Tritium: Fuel for Antinuclear Reactions
There is a political and public relations cauldron boiling in Vermont over a recently discovered tritium leak at the Vermont Yankee nuclear plant. Tritium is a mildly radioactive isotope of hydrogen and has a 10 day biological half-life when it is ingested by humans.
The leak is minute and completely inconsequential from a safety standpoint: the tritium levels very low. Only one ground water sample is slightly above federal drinking water standards (even though the sample points are far away from any sources of drinking water). In fact, the levels are so low that even if you drank water from the test wells, and nothing else, for an ENTIRE YEAR your radiation exposure would be only about 1/10 of what you would receive from one medical x-ray, and a small fraction of your exposure from the natural background radiation. Eating the same quantity of brazil nuts every day, one of the most naturally radioactive foods, would result in MORE exposure to radiation than bathing in the water in these test wells!

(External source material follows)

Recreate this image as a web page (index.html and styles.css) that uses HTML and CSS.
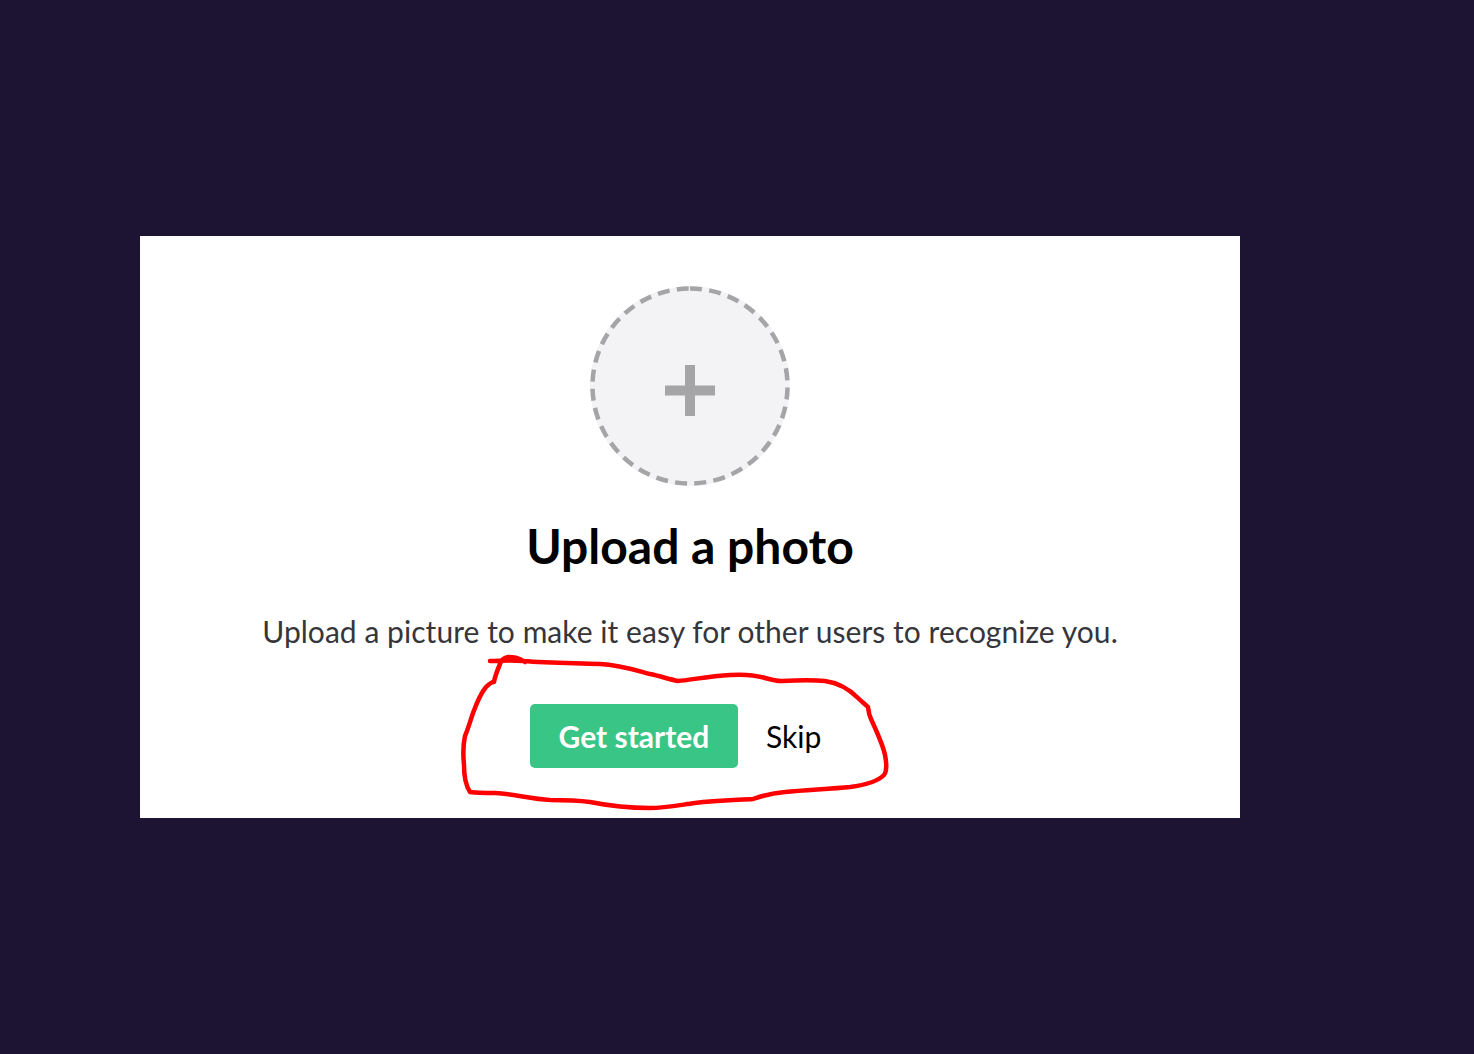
FILE: index.html
```html
<!DOCTYPE html>
<html lang="en">
<head>
<meta charset="utf-8">
<title>Upload a photo</title>
<link rel="stylesheet" href="styles.css">
</head>
<body>
<main class="card">
  <button class="avatar" type="button" aria-label="Add photo">
    <svg class="avatar-art" viewBox="0 0 200 200" width="200" height="200" aria-hidden="true">
      <circle cx="100" cy="100" r="100" fill="#f3f3f5"/>
      <circle cx="100" cy="100" r="97.500" fill="none" stroke="#a5a5a8" stroke-width="4.500" stroke-dasharray="12 7.300" transform="rotate(-90 100 100)"/>
      <path d="M95 79h10v20.500h20v10h-20v20.500h-10v-20.500h-20v-10h20z" fill="#a5a5a8"/>
    </svg>
  </button>
  <h1 class="title">Upload a photo</h1>
  <p class="lead">Upload a picture to make it easy for other users to recognize you.</p>
  <div class="actions">
    <button class="primary" type="button">Get started</button>
    <a class="skip" href="#">Skip</a>
  </div>
</main>
<svg class="scribble" viewBox="0 0 1474 1054" width="1474" height="1054" aria-hidden="true">
  <path d="M490 661C500 661 508 660 523 661C550 663 575 663 600 664C620 665 635 670 650 674C660 676 668 679 678 681C690 680 710 676 730 675C745 674 755 675 765 678C772 680 776 681 782 681C800 680 815 680 825 681C840 683 850 690 858 698C862 702 866 705 868 707C869 711 868 713 871 719C877 732 883 745 885 755C887 765 887 771 884 775C878 781 865 785 850 787C830 789 805 790 785 792C770 793 762 796 753 799C735 800 715 800 695 803C680 805 665 808 650 808C630 808 610 806 590 802C575 800 565 800 550 800C530 799 515 794 495 793C485 793 478 793 470 792C466 786 464 775 464 765C463 755 463 745 465 736C468 729 470 722 473 713C477 702 481 693 486 687C490 683 492 682 494 682C495 676 497 671 500 664C501 660 503 658 508 657C513 657 518 657 525 662" fill="none" stroke="#fe0000" stroke-width="4.500" stroke-linecap="round" stroke-linejoin="round"/>
</svg>
</body>
</html>
```
FILE: styles.css
```css
html, body {
  margin: 0;
  height: 100%;
}

body {
  background: #1d1433;
  font-family: Lato, "Liberation Sans", sans-serif;
  overflow: hidden;
  padding: 236px 0 0 140px;
  box-sizing: border-box;
}

.card {
  width: 1100px;
  height: 582px;
  background: #fff;
  display: flex;
  flex-direction: column;
  align-items: center;
  padding-top: 50px;
  box-sizing: border-box;
}

.avatar {
  width: 200px;
  height: 200px;
  padding: 0;
  border: 0;
  background: none;
  display: block;
}

.avatar-art {
  display: block;
}

.title {
  margin: 30px 0 0;
  font-size: 48px;
  line-height: 60px;
  font-weight: 700;
  color: #000;
}

.lead {
  margin: 33px 0 0;
  font-size: 30px;
  line-height: 44px;
  letter-spacing: 0.045px;
  color: #36363a;
}

.actions {
  display: flex;
  align-items: center;
  margin-top: 51px;
}

.primary {
  width: 208px;
  height: 64px;
  padding: 0;
  border: 0;
  border-radius: 5px;
  background: #38c585;
  color: #fff;
  font: 700 30px Lato, "Liberation Sans", sans-serif;
}

.skip {
  width: 112px;
  box-sizing: border-box;
  padding-left: 28px;
  font-size: 30px;
  line-height: 64px;
  color: #000;
  text-decoration: none;
}

.scribble {
  position: absolute;
  top: 0;
  left: 0;
  pointer-events: none;
}
```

These facts have not stopped the antinuclear groups in the area from going berserk. They know when they have the upper hand on a public relations issue, and they are doing everything they can to take advantage of it. Adding fuel to the fire are allegations of false statements by plant officials. At a PSB hearing last spring a plant executive stated he did not believe there was any active buried piping containing radioactive fluids. The official said the plant would verify that was the case and would get back to the board, but reportedly they did not. Potentially adding to the communication difficulties – the phrases “Buried piping” and “underground piping” do NOT mean the same thing. To an engineer the term “buried” piping refers to piping that is buried underground in direct contact with the soil. Underground piping means the piping is below grade and could be located in a vault or concrete trench.

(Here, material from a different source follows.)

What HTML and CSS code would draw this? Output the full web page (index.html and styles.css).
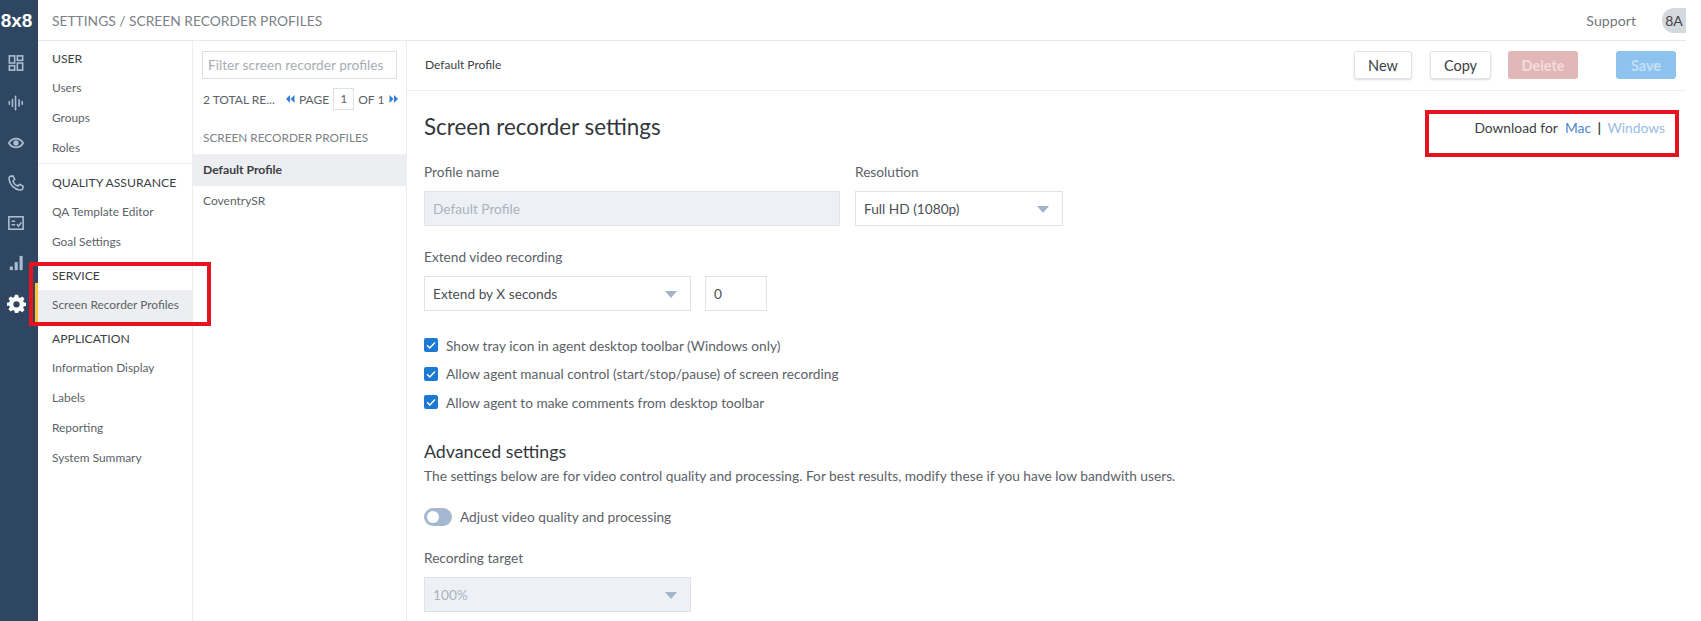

Plant personnel have apologized for the miscommunication and are actively looking for the source of the leak. Timing could not be worse because the VT public service commission has yet to make a ruling on Entergy’s proposal to create a new nuclear only generating company, and the VT state legislature has yet to vote on the plant’s request for a license extension.
Vermont Yankee has passed every NRC inspection in flying colors and is operated both safely and reliably. In fact, the plant recently earned the highest possible rating from the Institute of Nuclear Power Operations.